* **Short task**:
Write out each record below exactly as it appears, with no pictures.

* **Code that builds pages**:
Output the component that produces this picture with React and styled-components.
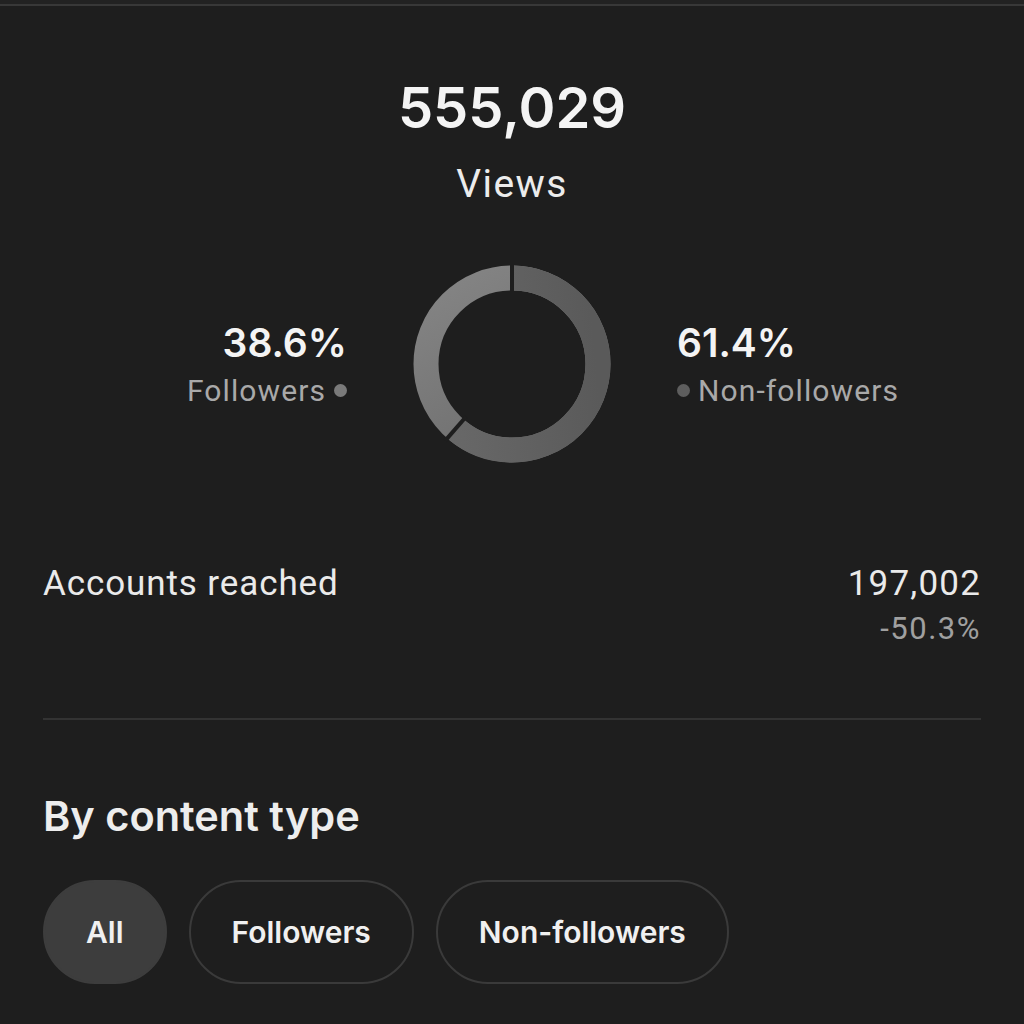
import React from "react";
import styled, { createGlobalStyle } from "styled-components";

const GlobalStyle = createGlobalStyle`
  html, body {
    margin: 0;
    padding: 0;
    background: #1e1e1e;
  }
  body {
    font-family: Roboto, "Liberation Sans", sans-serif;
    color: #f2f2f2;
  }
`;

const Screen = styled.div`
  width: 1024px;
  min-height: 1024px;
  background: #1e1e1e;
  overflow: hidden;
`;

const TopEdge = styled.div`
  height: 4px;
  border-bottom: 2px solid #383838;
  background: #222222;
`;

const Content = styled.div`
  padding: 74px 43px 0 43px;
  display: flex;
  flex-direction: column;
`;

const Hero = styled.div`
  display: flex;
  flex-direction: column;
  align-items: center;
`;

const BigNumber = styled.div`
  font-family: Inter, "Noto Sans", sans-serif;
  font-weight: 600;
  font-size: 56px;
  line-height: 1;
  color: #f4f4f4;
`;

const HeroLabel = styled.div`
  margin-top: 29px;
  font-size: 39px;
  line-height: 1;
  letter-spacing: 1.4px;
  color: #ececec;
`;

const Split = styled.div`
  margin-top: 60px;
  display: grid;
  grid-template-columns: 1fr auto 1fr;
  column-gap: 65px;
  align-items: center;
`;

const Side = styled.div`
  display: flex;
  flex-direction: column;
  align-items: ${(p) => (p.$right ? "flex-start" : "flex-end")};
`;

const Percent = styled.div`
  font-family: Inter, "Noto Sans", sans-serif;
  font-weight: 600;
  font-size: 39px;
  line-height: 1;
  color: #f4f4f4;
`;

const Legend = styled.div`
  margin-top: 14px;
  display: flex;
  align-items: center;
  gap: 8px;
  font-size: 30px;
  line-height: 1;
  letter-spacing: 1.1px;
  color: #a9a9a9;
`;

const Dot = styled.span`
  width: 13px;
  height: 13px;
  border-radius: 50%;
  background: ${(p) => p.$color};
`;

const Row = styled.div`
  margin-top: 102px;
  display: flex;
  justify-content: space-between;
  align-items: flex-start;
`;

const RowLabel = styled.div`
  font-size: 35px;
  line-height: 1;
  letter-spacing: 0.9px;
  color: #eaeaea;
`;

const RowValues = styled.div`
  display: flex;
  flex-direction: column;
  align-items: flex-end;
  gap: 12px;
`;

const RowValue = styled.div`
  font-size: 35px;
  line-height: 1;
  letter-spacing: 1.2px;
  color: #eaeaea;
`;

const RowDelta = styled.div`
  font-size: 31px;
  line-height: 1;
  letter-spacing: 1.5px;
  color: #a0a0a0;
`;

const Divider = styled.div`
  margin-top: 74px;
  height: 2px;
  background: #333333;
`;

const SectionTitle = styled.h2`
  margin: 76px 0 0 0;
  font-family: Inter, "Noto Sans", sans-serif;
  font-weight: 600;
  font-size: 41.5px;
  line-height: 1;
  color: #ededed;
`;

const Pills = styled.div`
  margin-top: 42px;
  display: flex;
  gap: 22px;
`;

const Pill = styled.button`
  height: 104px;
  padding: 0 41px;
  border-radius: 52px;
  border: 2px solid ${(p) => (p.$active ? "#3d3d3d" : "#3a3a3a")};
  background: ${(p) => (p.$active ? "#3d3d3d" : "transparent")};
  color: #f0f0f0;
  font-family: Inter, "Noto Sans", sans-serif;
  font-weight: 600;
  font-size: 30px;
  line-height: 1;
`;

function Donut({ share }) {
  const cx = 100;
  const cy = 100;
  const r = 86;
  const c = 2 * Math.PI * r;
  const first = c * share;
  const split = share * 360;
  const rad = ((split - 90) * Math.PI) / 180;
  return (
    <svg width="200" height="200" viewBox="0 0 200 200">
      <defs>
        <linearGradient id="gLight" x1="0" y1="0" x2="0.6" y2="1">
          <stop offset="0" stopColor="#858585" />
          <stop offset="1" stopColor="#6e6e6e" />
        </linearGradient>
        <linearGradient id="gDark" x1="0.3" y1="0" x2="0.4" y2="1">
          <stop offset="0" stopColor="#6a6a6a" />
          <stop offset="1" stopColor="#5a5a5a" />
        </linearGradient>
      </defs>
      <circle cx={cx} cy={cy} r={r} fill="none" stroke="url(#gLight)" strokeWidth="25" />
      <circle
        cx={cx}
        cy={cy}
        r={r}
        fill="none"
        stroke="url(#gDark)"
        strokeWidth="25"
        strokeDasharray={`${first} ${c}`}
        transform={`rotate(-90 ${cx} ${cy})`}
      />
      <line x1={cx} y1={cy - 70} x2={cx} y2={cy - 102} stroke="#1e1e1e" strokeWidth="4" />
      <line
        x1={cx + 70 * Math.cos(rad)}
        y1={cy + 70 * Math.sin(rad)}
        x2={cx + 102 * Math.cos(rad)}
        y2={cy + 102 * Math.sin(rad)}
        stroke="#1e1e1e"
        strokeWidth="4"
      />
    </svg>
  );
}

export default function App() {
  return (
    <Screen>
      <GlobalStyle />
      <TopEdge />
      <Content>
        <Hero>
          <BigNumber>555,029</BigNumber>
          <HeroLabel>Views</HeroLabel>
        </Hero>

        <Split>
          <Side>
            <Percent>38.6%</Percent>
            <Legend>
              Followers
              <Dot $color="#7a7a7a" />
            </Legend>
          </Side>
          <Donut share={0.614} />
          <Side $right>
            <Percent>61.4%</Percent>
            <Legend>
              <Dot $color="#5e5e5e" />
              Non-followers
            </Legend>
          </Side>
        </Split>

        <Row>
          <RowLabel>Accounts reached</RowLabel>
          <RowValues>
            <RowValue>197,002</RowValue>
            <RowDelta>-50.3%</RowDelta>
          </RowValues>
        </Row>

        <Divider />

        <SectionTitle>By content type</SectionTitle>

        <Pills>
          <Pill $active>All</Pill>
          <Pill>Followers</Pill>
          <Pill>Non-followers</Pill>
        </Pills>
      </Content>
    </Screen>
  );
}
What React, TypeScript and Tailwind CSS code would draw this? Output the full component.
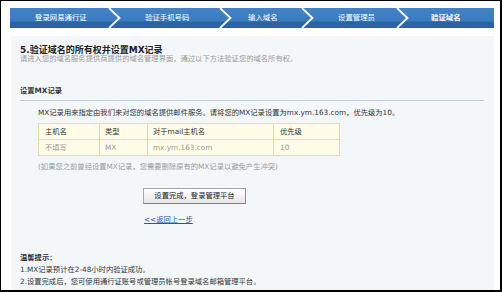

* **Problem solution**:
Output the component that produces this picture with React and styled-components.
import React from "react";
import styled, { createGlobalStyle } from "styled-components";

const GlobalStyle = createGlobalStyle`
  html, body {
    margin: 0;
    padding: 0;
    background: #1e1e1e;
  }
  body {
    font-family: Roboto, "Liberation Sans", sans-serif;
    color: #f2f2f2;
  }
`;

const Screen = styled.div`
  width: 1024px;
  min-height: 1024px;
  background: #1e1e1e;
  overflow: hidden;
`;

const TopEdge = styled.div`
  height: 4px;
  border-bottom: 2px solid #383838;
  background: #222222;
`;

const Content = styled.div`
  padding: 74px 43px 0 43px;
  display: flex;
  flex-direction: column;
`;

const Hero = styled.div`
  display: flex;
  flex-direction: column;
  align-items: center;
`;

const BigNumber = styled.div`
  font-family: Inter, "Noto Sans", sans-serif;
  font-weight: 600;
  font-size: 56px;
  line-height: 1;
  color: #f4f4f4;
`;

const HeroLabel = styled.div`
  margin-top: 29px;
  font-size: 39px;
  line-height: 1;
  letter-spacing: 1.4px;
  color: #ececec;
`;

const Split = styled.div`
  margin-top: 60px;
  display: grid;
  grid-template-columns: 1fr auto 1fr;
  column-gap: 65px;
  align-items: center;
`;

const Side = styled.div`
  display: flex;
  flex-direction: column;
  align-items: ${(p) => (p.$right ? "flex-start" : "flex-end")};
`;

const Percent = styled.div`
  font-family: Inter, "Noto Sans", sans-serif;
  font-weight: 600;
  font-size: 39px;
  line-height: 1;
  color: #f4f4f4;
`;

const Legend = styled.div`
  margin-top: 14px;
  display: flex;
  align-items: center;
  gap: 8px;
  font-size: 30px;
  line-height: 1;
  letter-spacing: 1.1px;
  color: #a9a9a9;
`;

const Dot = styled.span`
  width: 13px;
  height: 13px;
  border-radius: 50%;
  background: ${(p) => p.$color};
`;

const Row = styled.div`
  margin-top: 102px;
  display: flex;
  justify-content: space-between;
  align-items: flex-start;
`;

const RowLabel = styled.div`
  font-size: 35px;
  line-height: 1;
  letter-spacing: 0.9px;
  color: #eaeaea;
`;

const RowValues = styled.div`
  display: flex;
  flex-direction: column;
  align-items: flex-end;
  gap: 12px;
`;

const RowValue = styled.div`
  font-size: 35px;
  line-height: 1;
  letter-spacing: 1.2px;
  color: #eaeaea;
`;

const RowDelta = styled.div`
  font-size: 31px;
  line-height: 1;
  letter-spacing: 1.5px;
  color: #a0a0a0;
`;

const Divider = styled.div`
  margin-top: 74px;
  height: 2px;
  background: #333333;
`;

const SectionTitle = styled.h2`
  margin: 76px 0 0 0;
  font-family: Inter, "Noto Sans", sans-serif;
  font-weight: 600;
  font-size: 41.5px;
  line-height: 1;
  color: #ededed;
`;

const Pills = styled.div`
  margin-top: 42px;
  display: flex;
  gap: 22px;
`;

const Pill = styled.button`
  height: 104px;
  padding: 0 41px;
  border-radius: 52px;
  border: 2px solid ${(p) => (p.$active ? "#3d3d3d" : "#3a3a3a")};
  background: ${(p) => (p.$active ? "#3d3d3d" : "transparent")};
  color: #f0f0f0;
  font-family: Inter, "Noto Sans", sans-serif;
  font-weight: 600;
  font-size: 30px;
  line-height: 1;
`;

function Donut({ share }) {
  const cx = 100;
  const cy = 100;
  const r = 86;
  const c = 2 * Math.PI * r;
  const first = c * share;
  const split = share * 360;
  const rad = ((split - 90) * Math.PI) / 180;
  return (
    <svg width="200" height="200" viewBox="0 0 200 200">
      <defs>
        <linearGradient id="gLight" x1="0" y1="0" x2="0.6" y2="1">
          <stop offset="0" stopColor="#858585" />
          <stop offset="1" stopColor="#6e6e6e" />
        </linearGradient>
        <linearGradient id="gDark" x1="0.3" y1="0" x2="0.4" y2="1">
          <stop offset="0" stopColor="#6a6a6a" />
          <stop offset="1" stopColor="#5a5a5a" />
        </linearGradient>
      </defs>
      <circle cx={cx} cy={cy} r={r} fill="none" stroke="url(#gLight)" strokeWidth="25" />
      <circle
        cx={cx}
        cy={cy}
        r={r}
        fill="none"
        stroke="url(#gDark)"
        strokeWidth="25"
        strokeDasharray={`${first} ${c}`}
        transform={`rotate(-90 ${cx} ${cy})`}
      />
      <line x1={cx} y1={cy - 70} x2={cx} y2={cy - 102} stroke="#1e1e1e" strokeWidth="4" />
      <line
        x1={cx + 70 * Math.cos(rad)}
        y1={cy + 70 * Math.sin(rad)}
        x2={cx + 102 * Math.cos(rad)}
        y2={cy + 102 * Math.sin(rad)}
        stroke="#1e1e1e"
        strokeWidth="4"
      />
    </svg>
  );
}

export default function App() {
  return (
    <Screen>
      <GlobalStyle />
      <TopEdge />
      <Content>
        <Hero>
          <BigNumber>555,029</BigNumber>
          <HeroLabel>Views</HeroLabel>
        </Hero>

        <Split>
          <Side>
            <Percent>38.6%</Percent>
            <Legend>
              Followers
              <Dot $color="#7a7a7a" />
            </Legend>
          </Side>
          <Donut share={0.614} />
          <Side $right>
            <Percent>61.4%</Percent>
            <Legend>
              <Dot $color="#5e5e5e" />
              Non-followers
            </Legend>
          </Side>
        </Split>

        <Row>
          <RowLabel>Accounts reached</RowLabel>
          <RowValues>
            <RowValue>197,002</RowValue>
            <RowDelta>-50.3%</RowDelta>
          </RowValues>
        </Row>

        <Divider />

        <SectionTitle>By content type</SectionTitle>

        <Pills>
          <Pill $active>All</Pill>
          <Pill>Followers</Pill>
          <Pill>Non-followers</Pill>
        </Pills>
      </Content>
    </Screen>
  );
}
What React, TypeScript and Tailwind CSS code would draw this? Output the full component.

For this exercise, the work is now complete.